図6bは、暗号装置の一実施形態によるプロセッサシステム1140の概略表現を示す図である。プロセッサシステムは、1つ又は複数の集積回路1110を備える。1つ又は複数の集積回路1110のアーキテクチャは、図6bに概略的に示される。回路1110は、一実施形態による方法を実行する、及び/又はそのモジュール若しくは単位を実施するためにコンピュータプログラムコンポーネントを稼働させるための処理ユニット1120、例えばCPUを備える。回路1110は、プログラミングコード、データ等を記憶するメモリ1122を備える。メモリ1122の一部は、読出し専用であってよい。回路1110は、例えばアンテナなどの通信要素1126、コネクタ、又はその両方等を備える。回路1110は、本方法に定義される処理の一部又はすべてを行うための専用集積回路1124を備える。プロセッサ1120、メモリ1122、専用IC1124、及び通信要素1126は、相互接続1130、例えばバスを解して互いと接続される。プロセッサシステム1110は、それぞれアンテナ及び/又はコネクタを使用した、接触型通信及び/又は無接触型通信を行うためになされる。
例えば、一実施形態では、暗号装置は、プロセッサ回路及びメモリ回路を備え、プロセッサは、メモリ回路に記憶されたソフトウェアを実行するようになされる。例えば、プロセッサ回路は、Intel Core i7プロセッサ、ARM Cortex-R8等である。一実施形態では、メモリ回路は、ROM回路、又は不揮発性メモリ、例えばフラッシュメモリを含む。メモリ回路は、揮発性メモリ、例えばSRAMメモリであってもよい。後者の場合、装置は、ソフトウェアを提供するようになされた、不揮発性のソフトウェアインターフェース、例えばハードドライブ、ネットワークインターフェース等を備える。

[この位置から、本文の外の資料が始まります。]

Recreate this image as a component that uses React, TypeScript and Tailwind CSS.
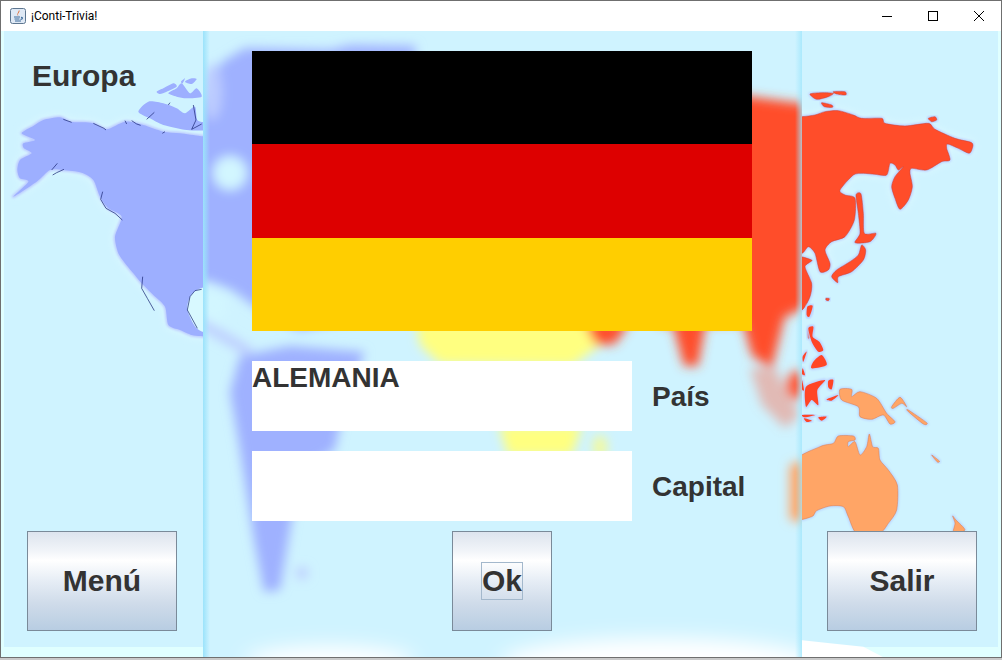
import React from "react";

const FONT = "font-['Liberation_Sans',Arial,sans-serif]";

// Turns a straight "M x y L x y ... Z" outline into a curved coastline
function smooth(d: string): string {
  const n = d.match(/-?\d+(\.\d+)?/g)!.map(Number);
  const p: [number, number][] = [];
  for (let i = 0; i + 1 < n.length; i += 2) p.push([n[i], n[i + 1]]);
  const L = p.length;
  let out = `M${p[0][0]} ${p[0][1]}`;
  for (let i = 0; i < L; i++) {
    const a = p[(i - 1 + L) % L], b = p[i], c = p[(i + 1) % L], e = p[(i + 2) % L];
    const k = 8;
    out += ` C${(b[0] + (c[0] - a[0]) / k).toFixed(1)} ${(b[1] + (c[1] - a[1]) / k).toFixed(1)} ${(c[0] - (e[0] - b[0]) / k).toFixed(1)} ${(c[1] - (e[1] - b[1]) / k).toFixed(1)} ${c[0]} ${c[1]}`;
  }
  return out + " Z";
}

function Land({ d, fill, stroke }: { d: string; fill: string; stroke?: string }) {
  return <path d={smooth(d)} fill={fill} stroke={stroke ?? "none"} strokeWidth={stroke ? 1.5 : 0} strokeLinejoin="round" />;
}

function Halo({ d, color }: { d: string; color: string }) {
  return <path d={smooth(d)} fill={color} stroke={color} strokeWidth="9" strokeLinejoin="round" filter="url(#halo)" />;
}

const NA_MAIN =
  "M65 160 L100 138 L130 120 L180 112 L210 125 L250 127 L280 130 L320 148 L375 125 L430 135 L490 155 L540 160 L600 168 L625 170 L640 190 L640 740 L625 768 L600 768 L575 765 L540 750 L505 735 L495 680 L460 645 L425 610 L400 580 L375 550 L355 520 L345 470 L365 410 L325 385 L300 350 L280 300 L245 278 L190 270 L150 270 L110 305 L40 350 L85 305 L60 295 L52 270 L60 240 L95 220 L72 205 L70 190 L105 180 Z";
const NA_GULF = "M630 628 L590 630 L570 650 L562 690 L590 745 L630 752 Z";
const NA_ISLES = [
  "M415 95 L445 65 L490 70 L530 85 L555 100 L585 80 L592 120 L620 130 L620 150 L560 150 L490 135 L450 115 Z",
  "M470 35 L490 25 L520 10 L530 20 L500 35 L480 42 Z",
  "M505 40 L530 25 L545 10 L570 40 L590 25 L605 50 L560 55 L530 50 Z",
  "M555 5 L575 -5 L590 -3 L575 12 Z",
  "M555 -5 L548 10 L543 5 Z",
];
const NA_LINES = [
  "M190 118 L215 127 M280 130 L312 145 L318 150 M375 122 L380 132 M395 122 L410 132 L422 136",
  "M155 270 L172 250 M158 285 L170 278 L192 268",
  "M308 335 L302 358 L318 385 L345 400 L367 420",
  "M428 590 L425 625 L442 655 L463 692",
  "M605 628 L585 632 L570 650 L562 690 L592 745",
  "M440 118 L463 97 M505 75 L510 68 M487 160 L495 155 M580 75 L588 120 L575 148 L605 132",
];
const ASIA = [
  "M-20 110 L21 110 L60 105 L90 95 L130 92 L175 105 L200 115 L260 115 L270 130 L330 138 L400 130 L420 148 L480 175 L530 188 L532 205 L522 220 L490 205 L458 192 L455 205 L465 240 L440 245 L395 270 L350 265 L345 280 L352 320 L340 360 L315 388 L300 355 L290 320 L300 290 L325 260 L310 270 L300 255 L285 250 L275 285 L240 283 L205 280 L175 285 L135 330 L150 345 L180 355 L178 420 L150 470 L110 485 L90 510 L105 550 L100 570 L75 575 L60 520 L40 500 L21 520 L-20 520 Z",
  "M183 345 L198 342 L205 400 L208 460 L243 460 L225 485 L180 488 L195 460 L190 400 Z",
  "M200 495 L212 510 L205 540 L170 575 L130 590 L128 608 L110 590 L125 570 L165 545 L190 525 Z",
  "M45 42 L80 38 L115 40 L100 50 L65 58 Z",
  "M115 35 L150 35 L152 45 L125 42 Z",
  "M80 68 L110 75 L112 82 L88 80 Z",
  "M400 115 L420 110 L425 120 L410 125 Z",
  "M-20 535 L50 540 L30 560 L50 610 L45 650 L21 690 L-20 690 Z",
  "M38 690 L52 680 L45 705 L38 710 Z",
  "M40 745 L55 742 L50 765 L40 775 Z",
  "M93 655 L103 656 L100 662 L93 660 Z",
];
const ISLANDS = [
  "M82 20 L98 18 L88 50 L80 45 Z",
  "M85 85 L100 80 L98 110 L118 125 L130 150 L115 155 L95 125 Z",
  "M100 185 L125 165 L140 195 L95 205 Z",
  "M78 260 L135 240 L112 270 L115 315 L95 300 L78 320 Z",
  "M145 242 L160 240 L155 268 L145 262 Z",
  "M140 298 L175 285 L155 302 Z",
  "M66 345 L105 345 L75 352 Z",
  "M72 355 L95 362 L80 366 Z",
  "M115 352 L140 350 L125 362 Z",
  "M68 170 L80 155 L70 185 Z",
  "M68 205 L75 225 L66 222 Z",
  "M66 240 L72 270 L66 268 Z",
];
const ORANGE = [
  "M180 268 L215 268 L215 290 L240 275 L290 295 L320 340 L345 365 L330 372 L310 345 L275 358 L240 350 L235 320 L185 300 Z",
  "M335 320 L360 292 L380 320 L365 310 L340 325 Z",
  "M385 330 L440 368 L430 372 L385 335 Z",
  "M455 465 L478 483 L472 486 Z",
  "M518 648 L528 660 L555 690 L520 700 L525 670 Z",
  "M40 490 L120 440 L160 430 L175 408 L220 408 L225 420 L205 425 L205 440 L225 425 L240 465 L260 440 L268 402 L278 440 L295 445 L300 480 L325 510 L352 555 L350 630 L325 670 L298 700 L230 700 L205 650 L190 620 L150 618 L110 632 L95 650 L40 650 Z",
];

function SharpMap() {
  return (
    <svg className="absolute inset-0" width="1000" height="626" viewBox="1 31 1000 626" aria-hidden="true">
      <defs>
        <filter id="wide" x="-30%" y="-30%" width="160%" height="160%"><feGaussianBlur stdDeviation="14" /></filter>
        <filter id="halo" x="-20%" y="-20%" width="140%" height="140%"><feGaussianBlur stdDeviation="3" /></filter>
        <filter id="soft"><feGaussianBlur stdDeviation="0.45" /></filter>
        <filter id="soft2"><feGaussianBlur stdDeviation="2" /></filter>
      </defs>
      <rect x="1" y="647" width="1000" height="10" fill="#e0ffff" />
      <rect x="1" y="31" width="3" height="626" fill="#e0ffff" />
      <rect x="998" y="31" width="3" height="626" fill="#e0ffff" />
      <g transform="translate(0 80) scale(.33333)">
        <path d={smooth(NA_MAIN)} fill="#e4fcff" filter="url(#wide)" />
        <Halo d={NA_MAIN} color="#bccbff" />
        <g filter="url(#soft)">
          <Land d={NA_MAIN} fill="#9dafff" />
          {NA_ISLES.map((d) => <Land key={d} d={d} fill="#9dafff" />)}
        </g>
        <path d={smooth(NA_GULF)} fill="#d8f9ff" />
        {NA_LINES.map((d) => <path key={d} d={d} fill="none" stroke="#1d2a78" strokeWidth="2.2" strokeLinejoin="round" />)}
      </g>
      <g transform="translate(795 80) scale(.33333)">
        <path d={smooth(ASIA[0])} fill="#e4fcff" filter="url(#wide)" />
        {ASIA.map((d) => <Halo key={d} d={d} color="#bcd0ff" />)}
        <g filter="url(#soft)">
          {ASIA.map((d) => <Land key={d} d={d} fill="#ff4e2a" stroke="#c93c38" />)}
        </g>
      </g>
      <g transform="translate(780 300) scale(.33333)">
        {ISLANDS.map((d) => <Halo key={d} d={d} color="#bcd0ff" />)}
        {ORANGE.map((d) => <Halo key={d} d={d} color="#bcd8ff" />)}
        <g filter="url(#soft)">
          {ISLANDS.map((d) => <Land key={d} d={d} fill="#ff4428" />)}
          {ORANGE.map((d) => <Land key={d} d={d} fill="#ffa566" stroke="#d9784e" />)}
        </g>
        <path d="M60 1020 L150 1030 L250 1040 L310 1072 L60 1072 Z" fill="#ffffff" filter="url(#soft2)" />
      </g>
    </svg>
  );
}

function BlurMap() {
  return (
    <svg className="absolute inset-0" width="599" height="626" viewBox="203 31 599 626" aria-hidden="true">
      <defs>
        <filter id="b6" x="-20%" y="-20%" width="140%" height="140%"><feGaussianBlur stdDeviation="5.5" /></filter>
        <filter id="b12" x="-30%" y="-60%" width="160%" height="220%"><feGaussianBlur stdDeviation="10" /></filter>
      </defs>
      <g filter="url(#b6)">
        <path d="M180 130 L222 62 L245 48 L330 50 L350 45 L416 46 L410 100 L440 300 L300 330 L262 312 L232 290 L205 280 L180 290 Z" fill="#9fb1ff" />
        <ellipse cx="212" cy="92" rx="10" ry="28" fill="#bcccff" />
        <ellipse cx="230" cy="173" rx="17" ry="17" fill="#d2f6ff" />
        <ellipse cx="214" cy="306" rx="13" ry="19" fill="#d2f6ff" />
        <path d="M198 322 L250 352" stroke="#bccbff" strokeWidth="9" fill="none" />
        <path d="M240 356 L290 346 L365 352 L345 400 L335 450 L300 470 L290 530 L280 590 L264 592 L254 540 L240 450 L230 392 Z" fill="#9fb1ff" />
        <circle cx="302" cy="573" r="6" fill="#bccbff" />
        <path d="M416 322 L604 322 L604 342 L572 366 L440 364 L420 345 Z" fill="#ffff80" />
        <path d="M499 425 L582 425 L572 456 L508 456 Z" fill="#ffff80" />
        <ellipse cx="600" cy="447" rx="7" ry="12" fill="#f4fa9a" />
        <path d="M700 90 L820 106 L820 300 L775 322 L660 325 L660 100 Z" fill="#ff4e2a" />
        <path d="M584 322 L630 322 L615 344 L596 345 Z" fill="#ff4e2a" />
        <path d="M672 322 L706 322 L698 366 L684 366 Z" fill="#ff4e2a" />
        <path d="M742 320 L785 315 L772 368 L752 356 Z" fill="#ff4e2a" />
        <path d="M750 368 L775 368 L800 415 L785 428 L762 405 Z" fill="#f08a78" opacity=".55" />
        <ellipse cx="797" cy="385" rx="10" ry="14" fill="#ff5a3a" />
        <path d="M790 465 L815 458 L815 522 L790 520 Z" fill="#ffa566" />
      </g>
      <g filter="url(#b12)">
        <ellipse cx="330" cy="662" rx="85" ry="16" fill="#ffffff" />
        <ellipse cx="660" cy="664" rx="160" ry="26" fill="#ffffff" />
      </g>
    </svg>
  );
}

function JavaIcon() {
  return (
    <svg width="16" height="16" viewBox="0 0 16 16" aria-hidden="true">
      <rect x=".5" y=".5" width="15" height="15" rx="2" fill="#dfe9f5" stroke="#5d7690" />
      <path d="M9 2 C11 4 6.5 5.5 8.5 8 C6 6.5 8.5 4.5 9 2 Z" fill="#e0662a" />
      <path d="M4 9 H10 M4.5 11 H9.5 M5 13 H11 M11 9.5 C13 9 13 11 10.5 11.5" fill="none" stroke="#3f6d9c" strokeWidth="1.1" />
    </svg>
  );
}

function MetalButton({ label, width, focus }: { label: string; width: string; focus?: boolean }) {
  return (
    <div
      className={`${width} flex h-[100px] items-center justify-center border border-[#7a8a99] bg-[linear-gradient(180deg,#dde4ee_0%,#f2f5f9_20%,#ffffff_29%,#e6edf5_50%,#d0dcea_72%,#b8cde2_100%)] text-[30px] font-bold leading-none text-[#333333]`}
    >
      {focus ? (
        <span className="flex h-[38px] w-[42px] items-center justify-center border border-[#a3b8cc]">{label}</span>
      ) : (
        label
      )}
    </div>
  );
}

export default function App() {
  return (
    <div className={`${FONT} h-[660px] w-[1002px] overflow-hidden bg-[#c9c9c9]`}>
      <div className="flex h-[658px] w-[1002px] flex-col border border-[#6f6f6f] bg-white">
        <header className="flex h-[30px] shrink-0 items-center bg-white">
          <div className="ml-[9px] flex items-center gap-[5px]">
            <JavaIcon />
            <span className="font-['Roboto',sans-serif] text-[12px] text-black">¡Conti-Trivia!</span>
          </div>
          <div className="ml-auto flex h-full">
            <div className="flex w-[46px] items-center justify-center">
              <svg width="10" height="10" viewBox="0 0 10 10"><path d="M0 5.5 H10" stroke="#000" /></svg>
            </div>
            <div className="flex w-[46px] items-center justify-center">
              <svg width="10" height="10" viewBox="0 0 10 10"><rect x=".5" y=".5" width="9" height="9" fill="none" stroke="#000" /></svg>
            </div>
            <div className="flex w-[45px] items-center justify-center">
              <svg width="10" height="10" viewBox="0 0 10 10"><path d="M0 0 L10 10 M10 0 L0 10" stroke="#000" /></svg>
            </div>
          </div>
        </header>

        <div className="relative flex min-h-0 flex-1 bg-[#cff3ff]">
          <SharpMap />

          <aside className="relative flex w-[202px] shrink-0 flex-col justify-between pb-[26px] pl-[26px]">
            <span className="pl-[5px] pt-[28px] text-[30px] font-bold leading-[34px] text-[#333333]">Europa</span>
            <MetalButton label="Menú" width="w-[150px]" />
          </aside>

          <main className="relative flex w-[599px] shrink-0 flex-col overflow-hidden bg-[#cff3ff] pb-[26px] pl-[49px] pt-[20px]">
            <BlurMap />
            <div className="pointer-events-none absolute inset-y-0 left-0 w-[7px] bg-gradient-to-r from-[#9be3fb] to-transparent" />
            <div className="pointer-events-none absolute inset-y-0 right-0 w-[7px] bg-gradient-to-l from-[#9fe6fc]/75 to-transparent" />

            <div className="relative flex h-[280px] w-[500px] flex-col">
              <div className="h-[93px] bg-black" />
              <div className="h-[94px] bg-[#dd0000]" />
              <div className="h-[93px] bg-[#ffce00]" />
            </div>

            <div className="relative mt-[30px] flex h-[70px] items-center gap-[20px]">
              <div className="h-full w-[380px] bg-white text-[28px] font-bold leading-[34px] text-[#333333]">ALEMANIA</div>
              <span className="pt-[2px] text-[28px] font-bold leading-[32px] text-[#333333]">País</span>
            </div>

            <div className="relative mt-[20px] flex h-[70px] items-center gap-[20px]">
              <div className="h-full w-[380px] bg-white" />
              <span className="pt-[2px] text-[28px] font-bold leading-[32px] text-[#333333]">Capital</span>
            </div>

            <div className="relative mt-[10px] flex w-[500px] justify-center">
              <MetalButton label="Ok" width="w-[100px]" focus />
            </div>
          </main>

          <aside className="relative flex flex-1 flex-col justify-end pb-[26px] pl-[25px]">
            <MetalButton label="Salir" width="w-[150px]" />
          </aside>
        </div>
      </div>
    </div>
  );
}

上述の実施形態は、本発明を制限するのではなく例示するものであり、また当業者は多くの代替の実施形態を設計することが可能であることに留意すべきである。
特許請求の範囲において、括弧に入った参照符号は請求項を制限するものとは解釈すべきでない。動詞「含む、備える」及びその活用形の使用は、請求項に述べられるもの以外の要素又はステップの存在を排除しない。単数形は、そのような要素が複数個存在することを排除しない。本発明は、いくつかの別個の要素を備えるハードウェアを利用して、及び適切にプログラムされたコンピュータを利用して実施される。いくつかの手段を列挙する装置クレームにおいて、それら手段のいくつかは、1つの同じハードウェア品によって具現化されてよい。単に特定の方策が相互に異なる従属請求項に記載されているということは、それら方策の組み合わせが有利に利用できないことを意味しない。
特許請求の範囲において、括弧に入った参照は、例示を行う実施形態の図面中の参照符号又は実施形態の数式を指し、それにより請求項を理解し易くしている。このような参照は、請求項を制限するもものとは解釈すべきでない。